Doyou know Lagrangian equations?

Answer 4

Anyways, I put here the solution obtaind with Lagrange equations of motion,
\[L=T-U=\frac{1}{2}m(\dot{x}^2+\dot{y}^2)+8(x^2+4y^2)\]
\[\frac{d}{dt}\left(\frac{\partial L}{\partial x}\right)-\frac{\partial L}{\partial x}=0\\
\frac{d}{dt}\left(\frac{\partial L}{\partial y}\right)-\frac{\partial L}{\partial y}=0\]
\[\ddot{x}+\frac{16}{m}x=0\Rightarrow x=A_1\cos(\omega_1t+\phi_1)\]
\[\ddot{y}+\frac{64}{m}y=0\Rightarrow y=A_2\cos(\omega_2t+\phi_2)\]
Where,
\[\omega_1=2\sqrt{2}\\
\omega_2=4\sqrt{2}\]
Then you only need to apply the initial conditions to find the A's and phi's.

Answer 5

Also the path is closed, because,
\[\omega_2/\omega_1=2\] is an entire number (it will be closed if it is a rational number, in general).
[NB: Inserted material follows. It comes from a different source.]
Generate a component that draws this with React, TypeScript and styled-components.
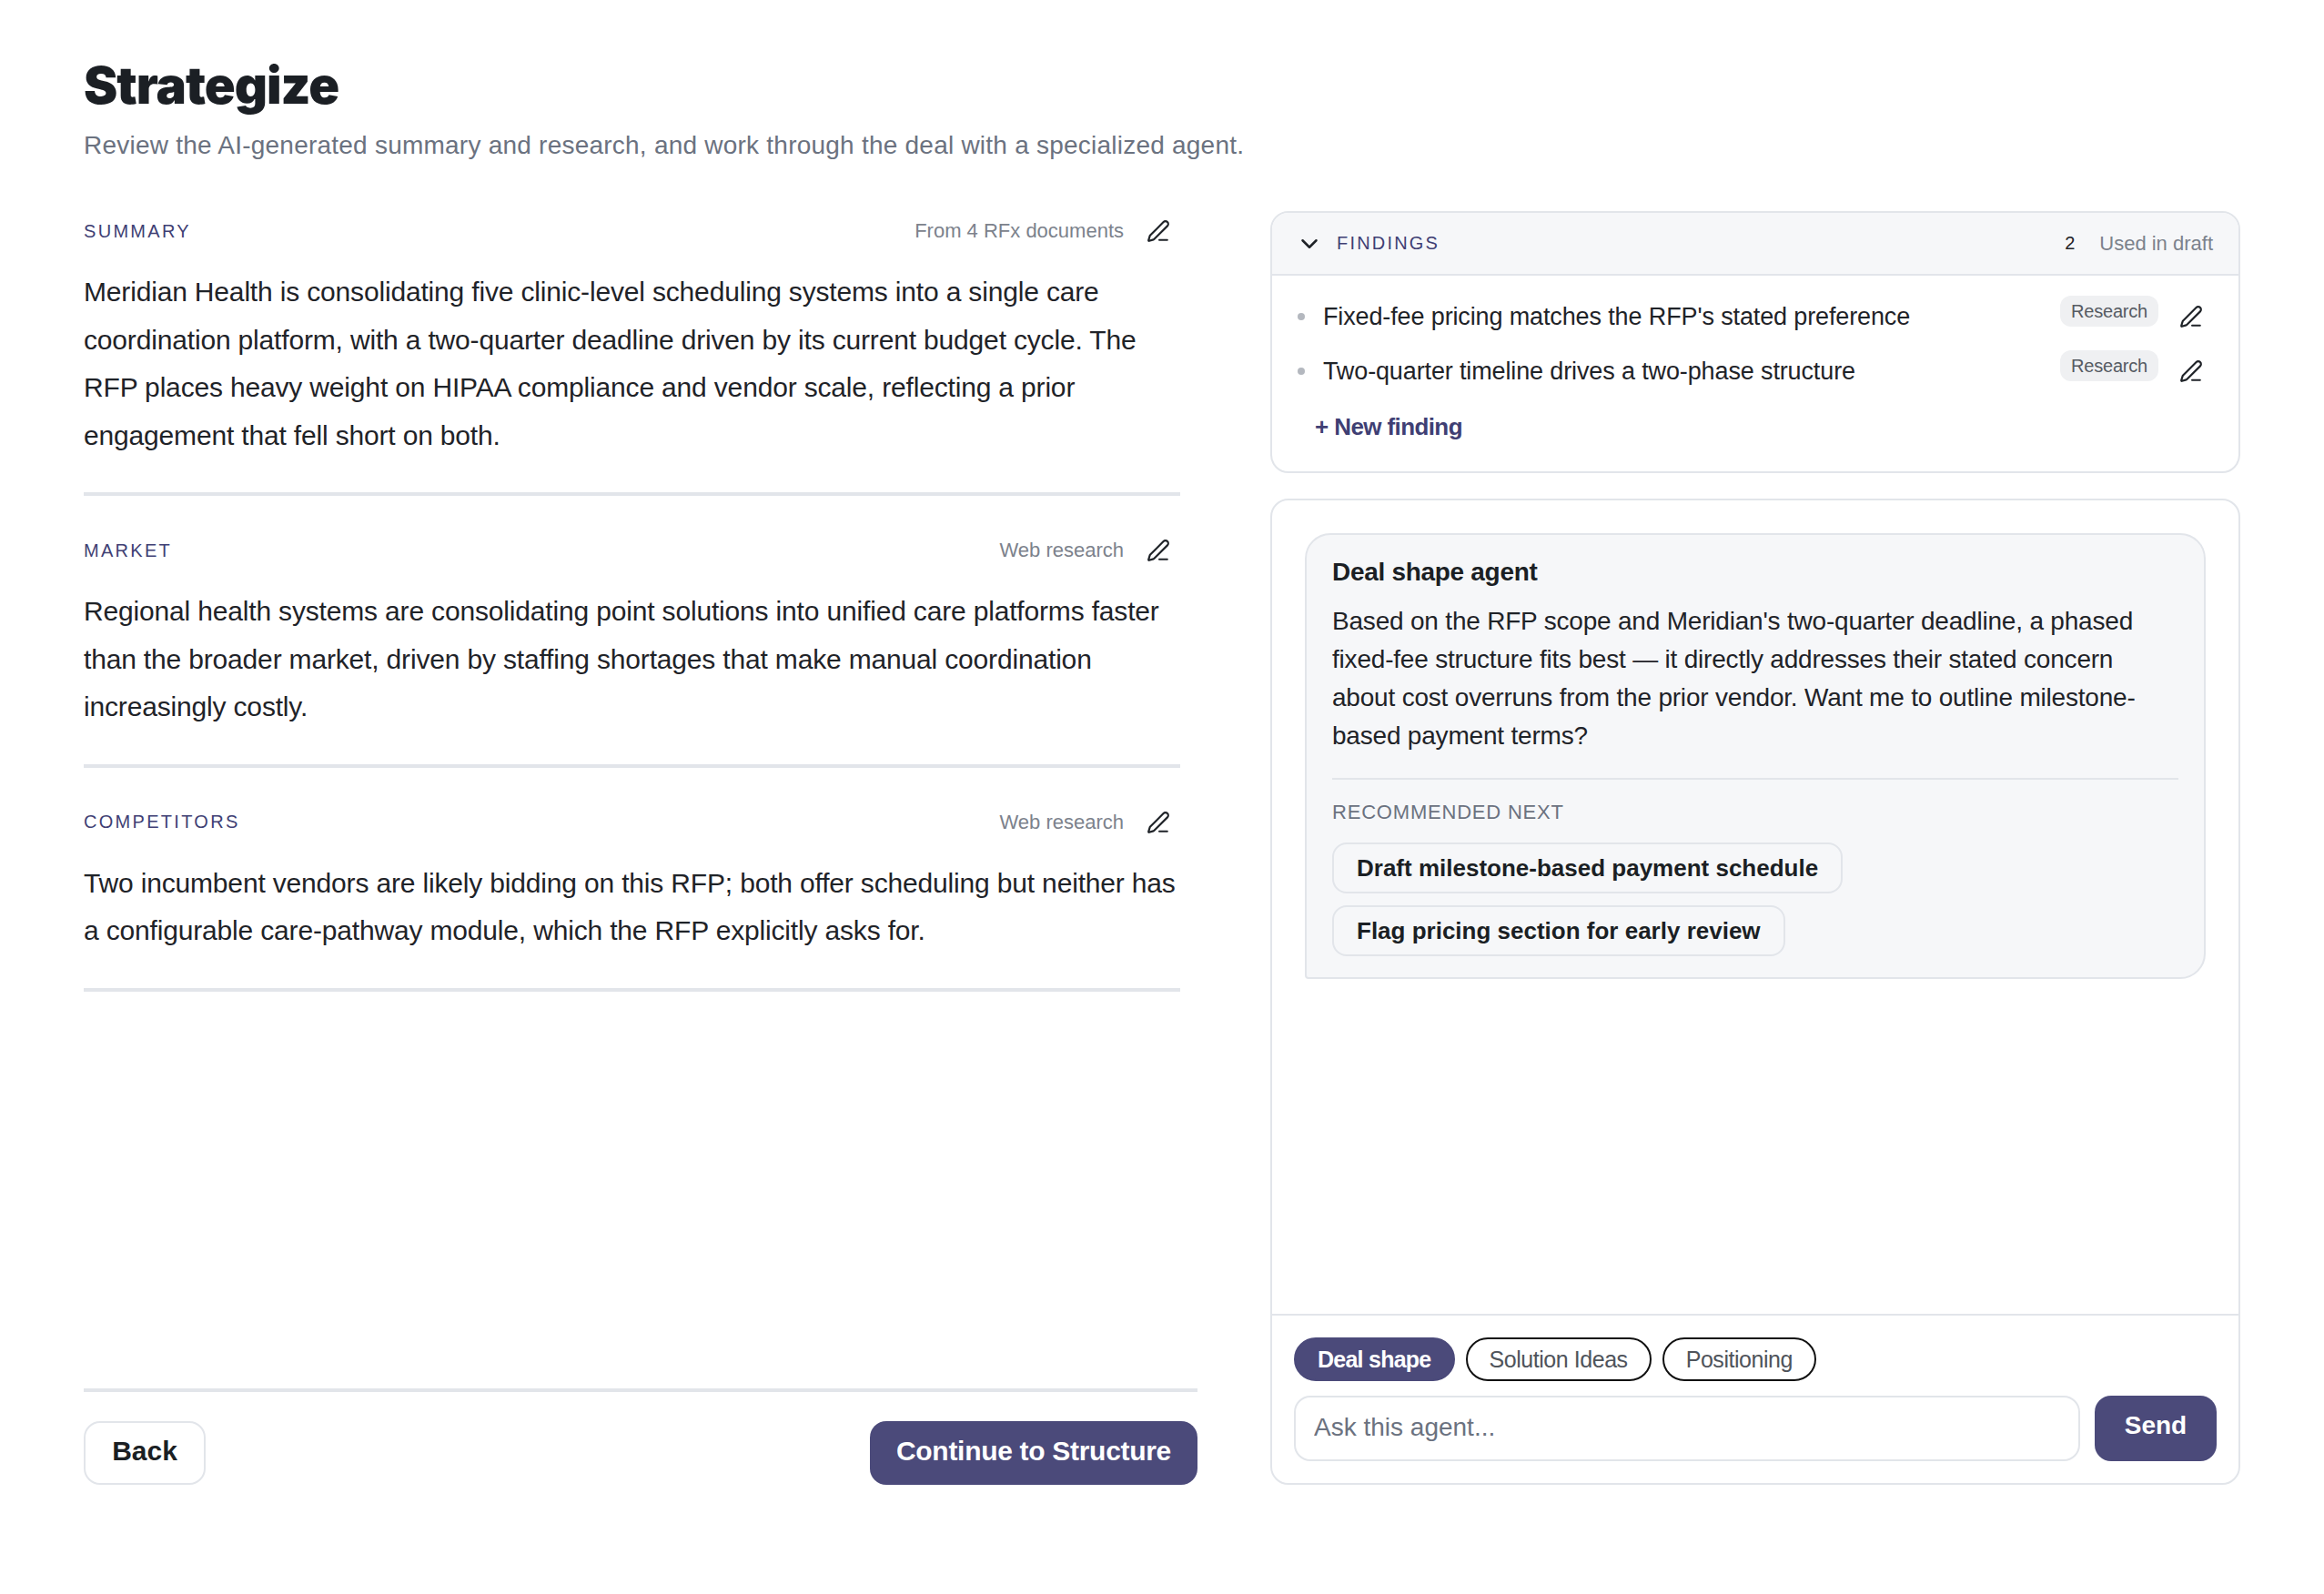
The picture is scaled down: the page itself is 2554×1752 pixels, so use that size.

I attach you the picture.

Answer 6

Ohhhh I see now. Gosh these things are never simple anymore. Thanks John! I do have a few more I'm a bit stuck with. :/

Answer 7

Post them, and we'll see if it is possible to solve them.

Answer 8

I'm really sorry but I think I am doing the initial conditions wrong. I am thinking of using t=0 in the x equation but that doesn't really give me A nor phi. Should I use r0 and v0 in the homogeneous equations instead? I am confused.